The new estimates of the deposed dictator’s hidden cash, gold reserves and investments are “staggering,” one person who has studied detailed records of the asset search said on Friday. “No one truly appreciated the scope of it.”

If the values prove accurate, Qaddafi will go down in history as one of the most rapacious, as well as one of the most bizarre world leaders, on a scale with the late Mobutu Sese Seko in Zaire or the late Ferdinand Marcos in the Philippines.

Qaddafi’s death after he was captured on Thursday outside his birthplace, the coastal town of Sirte, not only all but ended the armed uprising that erupted in February. Revelation of the stunning size of the portfolio may stir anger among Libya’s 6.5 million people—about one–third of whom live in poverty.

Though Qaddafi’s foreign investments would seem to offer a bonanza for the transitional government, it is struggling to reclaim the money because of legal barriers created by a UN freeze on Libyan assets and national laws designed to ensure seized assets are only released to the legal owner. US and European authorities said on Friday they intended to quickly hand over frozen assets to the transitional Libyan government. But so far, the UN has authorized release of only $1.5 billion from accounts in the US, and the Obama administration has turned over $700 million of that amount, said Marti Adams, a Treasury Department spokesman.

Some African nations were reluctant to freeze Libyan accounts at all because of their loyalty to Qaddafi. Others feared that freezing Libyan assets could hurt their domestic economies as bills and workers went unpaid.

During his 42 years in power, Qaddafi steered aid and investment to benefit his own family and tribe, but denied support for much of the country, especially the eastern region that historically resisted his family’s despotic grip on power.

Obama administration officials were stunned last spring when they found $37 billion in Libyan regime accounts and investments in the United States, and they quickly froze the assets before Qaddafi or his aides could move them.

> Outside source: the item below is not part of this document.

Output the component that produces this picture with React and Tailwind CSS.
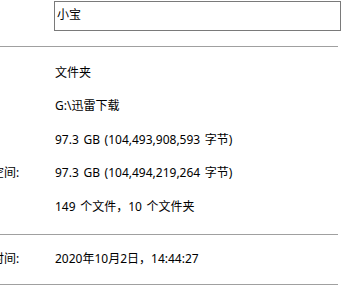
const font = { fontFamily: '"Noto Sans", "Noto Sans CJK SC", sans-serif' };

function Row({ label, value }) {
    return (
        <div className="flex items-center h-[33.5px] text-[12px] text-black [word-spacing:1.5px]">
            <div className="w-[87px] ml-[-32px] shrink-0 whitespace-nowrap">{label}</div>
            <div className="whitespace-nowrap">{value}</div>
        </div>
    );
}

export default function App() {
    return (
        <div className="w-[347px] h-[296px] bg-white overflow-hidden" style={font}>
            <div className="pt-[1px]">
                <div className="ml-[54px] w-[287px] h-[30px] border border-[#7a7a7a] px-[2px] pt-[5px] text-[12px] leading-[16px] text-black">
                    小宝
                </div>
            </div>
            <div className="mt-[15px] w-[338px] h-px bg-[#a0a0a0]" />
            <div className="pt-[9px]">
                <Row label="" value="文件夹" />
                <Row label="" value="G:\迅雷下载" />
                <Row label="" value="97.3 GB (104,493,908,593 字节)" />
                <Row label="占用空间:" value="97.3 GB (104,494,219,264 字节)" />
                <Row label="" value="149 个文件，10 个文件夹" />
            </div>
            <div className="mt-[10px] w-[338px] h-px bg-[#a0a0a0]" />
            <div className="pt-[8px]">
                <Row label="创建时间:" value="2020年10月2日，14:44:27" />
            </div>
            <div className="mt-[8px] w-[338px] h-px bg-[#a0a0a0]" />
        </div>
    );
}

Governments in France, Italy, England and Germany seized control of another $30 billion or so. Investigators estimated that Qaddafi had stashed perhaps another $30 billion elsewhere in the world, for a total of about $100 billion. But subsequent investigations by American, European and Libyan authorities determined that Qaddafi secretly sent tens of billions more abroad over the years and made sometimes lucrative investments in nearly every major country, including much of the Middle East and Southeast Asia, officials said on Friday. Most of the money was under the name of government institutions such as the Central Bank of Libya, the Libyan Investment Authority, the Libyan Foreign Bank, the Libyan National Oil Corp. and the Libya African Investment Portfolio. But investigators said Qaddafi and his family members could access any of the money if they chose to.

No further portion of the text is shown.